The centerpiece for DWV’s official narrative is an insistent denial that Five Creeks isn’t for the benefit of British Pacific Properties but to protect existing homes below BPP’s development. So how did town hall con BPP into ponying up a dime, let alone all costs above West Van’s $6.25 million cap, for a problem not of its making?

• • •

 

Last time at bat, I cited the tool of the province’s deferred municipal property tax program, which allows “seniors” (starting at the low threshold of 55) and certain eligible younger property owners to defer paying taxes on their homes.

I used a fictitious name, the Upwith-Joneses, for a real-life, high-income professional West Vancouver couple using it – or, some critics would claim, abusing it. It’s a well-meant program for people aged 55 or over, land-rich but with little income. 

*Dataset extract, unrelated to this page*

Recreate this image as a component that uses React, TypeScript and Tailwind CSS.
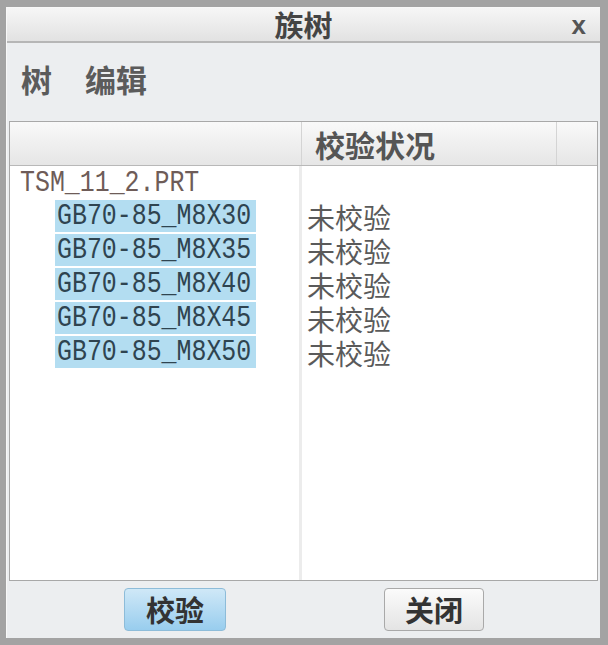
import React from 'react';

const cjk = "font-['Noto_Sans_CJK_SC','Noto_Sans',sans-serif]";
const mono = "font-['Liberation_Mono','DejaVu_Sans_Mono',monospace]";

const parts = ['GB70-85_M8X30', 'GB70-85_M8X35', 'GB70-85_M8X40', 'GB70-85_M8X45', 'GB70-85_M8X50'];

const MonoText = ({ children, className = '' }: any) => (
  <span className={`${mono} inline-block origin-left scale-x-[0.83] whitespace-nowrap text-[30px] leading-[32px] ${className}`}>
    {children}
  </span>
);

export default function App() {
  return (
    <div className="w-[608px] h-[645px] bg-[#a3a3a3] pt-[7px] pl-[6px] pr-[8px] pb-[7px]">
      <div className="h-full flex flex-col bg-[#eceef0] border-l border-t border-[#f8f8f8]">
        {/* title bar */}
        <div className="relative h-[35px] flex items-center justify-center bg-gradient-to-b from-[#f6f6f6] to-[#e2e2e2] border-b-2 border-[#b6b6b6]">
          <span className={`${cjk} text-[29px] font-bold text-[#444] leading-none`}>族树</span>
          <span className="absolute right-[14px] top-[4px] font-['Liberation_Sans',sans-serif] text-[26px] font-bold leading-none text-[#555]">x</span>
        </div>

        {/* menu */}
        <div className={`${cjk} h-[73px] flex items-center gap-[33px] pl-[14px] text-[31px] font-bold text-[#5b5b5b]`}>
          <span>树</span>
          <span>编辑</span>
        </div>

        {/* tree panel */}
        <div className="mt-[5px] mx-[2px] h-[460px] flex flex-col bg-white border border-[#a8a8a8]">
          <div className="h-[44px] flex bg-gradient-to-b from-[#f9f9f9] to-[#e6e6e6] border-b border-[#b8b8b8]">
            <div className="w-[292px] border-r border-[#d4d4d4]" />
            <div className={`${cjk} w-[255px] border-r border-[#d4d4d4] pl-[13px] flex items-center text-[30px] font-bold text-[#555] leading-none`}>
              校验状况
            </div>
            <div className="flex-1" />
          </div>

          <div className="flex-1 flex">
            <div className="w-[292px] border-r-[3px] border-[#ececec]">
              <div className="h-[34px] pl-[10px] flex items-center">
                <MonoText className="text-[#6e5c58]">TSM_11_2.PRT</MonoText>
              </div>
              {parts.map((p) => (
                <div key={p} className="h-[34px] pl-[45px]">
                  <div className="w-[201px] h-[32px] bg-[#b3ddf1] pl-[2px]">
                    <MonoText className="text-[#2f4450]">{p}</MonoText>
                  </div>
                </div>
              ))}
            </div>
            <div className={`${cjk} flex-1 pl-[5px] text-[28px] text-[#5a5a5a]`}>
              <div className="h-[34px]" />
              {parts.map((p) => (
                <div key={p} className="h-[34px] leading-[34px]">未校验</div>
              ))}
            </div>
          </div>
        </div>

        {/* buttons */}
        <div className={`${cjk} flex-1 flex items-center`}>
          <button className="ml-[117px] w-[102px] h-[43px] rounded-[4px] border border-[#8dbcd9] bg-gradient-to-b from-[#cfe8f7] to-[#98cdee] text-[29px] font-bold text-[#333] leading-none">
            校验
          </button>
          <button className="ml-[158px] w-[100px] h-[43px] rounded-[4px] border border-[#a9a9a9] bg-gradient-to-b from-[#fbfbfb] to-[#e4e4e4] text-[29px] font-bold text-[#333] leading-none">
            关闭
          </button>
        </div>
      </div>
    </div>
  );
}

How it works: The provincial government pays the taxes, essentially lending the deferred amount at low (and simple) interest – since March 31, an amazing 1.95 per cent. Next thing to free money. But, as they’d say in the marketplace ads, ONLY UNTIL SEPT. 30!

The homeowners pay back the loan at any time or when the property is sold, or more often the loan is deducted from the estate when they die.

Sound good? Agent Y86Ds2v, a retiree I know to be of unblemished character, large brain, and a “modest, and for the moment absurdly over-valued, abode,” uses deferral guiltlessly. He advises: “People, regardless of their income or wealth, are wise to avail themselves of the property tax deferral program.” He’s done so for years.

The deferral helped pay for recent travels in northern Europe. Sounds more electrifying than watching one’s spouse do the crossword puzzle and Sudoku, which is the giddy morning ritual in a fun household I won’t name.

But in that same household there’s a culture of hating debt. Quite widespread, considering we’re hammered by those radio commercials (which I always switch off) bellowing “Approved!” or, seductively, “Could you use $30,000 …?”

Whatever the reason, Nina Leemhuis, DWV chief administrative officer, provided these figures: In West Van “there are 16,485 residential properties, of which 944 are land-only assessments.” And as of a couple of weeks ago, “the number of active deferment agreements was 2,341.”

Statistics Canada for 2016 reported that 15,040 West Vancouver residents were over the eligible threshold of 55. Clearly many couples jointly own their property, and many others own none. But as for the rest, are they debt-resistant or sharply aware that decades of deferral add up to big erosion of their estate’s value? (A cynic defined the reverse mortgage, a cousin of the deferral tool: “It’s custom-made for people who hate their children.”)

Maybe they just haven’t looked up from morning tea and their crossword puzzle.

• • •

 

The political talk of the town has become uglier.

In a recent angry on-line argument one of the participants closed his case: “Unfortunately, there appears to be no real hope for needed corrections in the future and I don’t see a badly needed revolution soon.” My italics.

Cool it.

As the Russian, Chinese, Cuban and other communist revolutions amply proved, revolutionaries are the ultimate big-promising do-gooders who in power become the do-worsers.

  • • •

  

It’s surprising that the generally unruffled Japanese are angry about U.S. star and businesswoman Kim Kardashian using the brand name Kimono – apparently seen as cultural expropriation – for her line of women’s underwear.

Can we expect that someday the People’s Republic of China will arrest Western spies for stealing the secret recipe for chicken chow mein?